### WORK TO COMPLETE
Indicate only the number of lines in the listing below in which the word "full" appears.

### MATERIAL PROVIDED
........

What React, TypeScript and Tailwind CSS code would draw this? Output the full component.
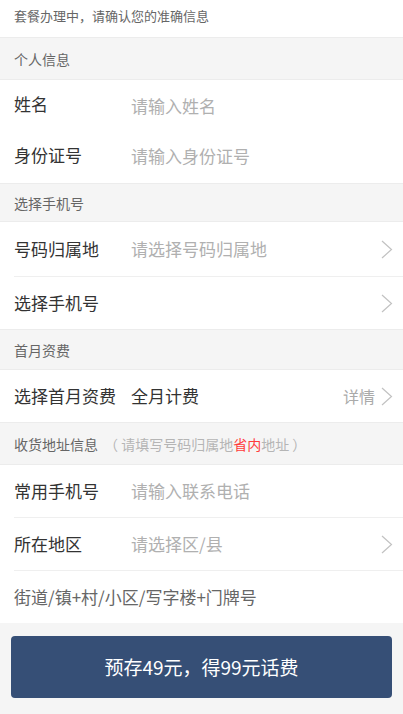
import React from "react";

const font = { fontFamily: '"Microsoft YaHei", "Noto Sans CJK SC", "Liberation Sans", sans-serif' };

function Chevron() {
  return (
    <svg width="12" height="19" viewBox="0 0 12 19" className="shrink-0">
      <path d="M1 1 L10.5 9.5 L1 18" fill="none" stroke="#c2c2c2" strokeWidth="1.2" />
    </svg>
  );
}

function Header({ children, h }: { children: React.ReactNode; h: string }) {
  return (
    <div className={`flex items-center bg-[#f5f5f5] border-y border-[#ececec] px-[14px] text-[14px] text-[#666] ${h}`}>
      {children}
    </div>
  );
}

function Row({
  label,
  value,
  placeholder = true,
  chevron = false,
  detail,
  divider = false,
  h,
}: {
  label: string;
  value?: string;
  placeholder?: boolean;
  chevron?: boolean;
  detail?: string;
  divider?: boolean;
  h: string;
}) {
  return (
    <div className="pl-[14px] bg-white">
      <div className={`flex items-center pr-[10px] ${h} ${divider ? "border-b border-[#efefef]" : ""}`}>
        <div className="w-[117px] shrink-0 text-[17px] text-[#333]">{label}</div>
        <div className={`flex-1 text-[17px] ${placeholder ? "text-[#b0b0b0]" : "text-[#333]"}`}>{value}</div>
        {detail && <span className="text-[16px] text-[#aaa] mr-[6px]">{detail}</span>}
        {chevron && <Chevron />}
      </div>
    </div>
  );
}

export default function App() {
  return (
    <div style={font} className="w-[403px] h-[714px] bg-[#f5f5f5] leading-[22px] overflow-hidden">
      <div className="h-[37px] bg-white px-[14px] pt-[5px] text-[13px] text-[#666]">
        套餐办理中，请确认您的准确信息
      </div>
      <Header h="h-[43px]">个人信息</Header>
      <div className="bg-white">
        <div className="h-[50px] pl-[14px] flex items-center pt-[2px]">
          <div className="w-[117px] shrink-0 text-[17px] text-[#333] -mt-[4px]">姓名</div>
          <div className="text-[17px] text-[#b0b0b0]">请输入姓名</div>
        </div>
        <div className="h-[53px] pl-[14px] flex items-center pb-[2px]">
          <div className="w-[117px] shrink-0 text-[17px] text-[#333] -mt-[2px]">身份证号</div>
          <div className="text-[17px] text-[#b0b0b0]">请输入身份证号</div>
        </div>
      </div>
      <Header h="h-[39px]">选择手机号</Header>
      <Row label="号码归属地" value="请选择号码归属地" chevron divider h="h-[55px]" />
      <Row label="选择手机号" chevron h="h-[52px]" />
      <Header h="h-[41px]">首月资费</Header>
      <Row label="选择首月资费" value="全月计费" placeholder={false} detail="详情" chevron h="h-[52px]" />
      <Header h="h-[43px]">
        <span>收货地址信息</span>
        <span className="text-[#b5b5b5] ml-[6px]">（ 请填写号码归属地<span className="text-[#ff3b3b]">省内</span>地址 ）</span>
      </Header>
      <Row label="常用手机号" value="请输入联系电话" divider h="h-[53px]" />
      <Row label="所在地区" value="请选择区/县" chevron divider h="h-[53px]" />
      <div className="bg-white pl-[14px] h-[52px] flex items-center text-[17px] text-[#666]">
        街道/镇+村/小区/写字楼+门牌号
      </div>
      <div className="px-[11px] pt-[13px]">
        <button className="w-full h-[62px] rounded-[4px] bg-[#364f76] text-white text-[19px] flex items-center justify-center">
          预存49元，得99元话费
        </button>
      </div>
    </div>
  );
}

........

### SOLUTION BELOW
2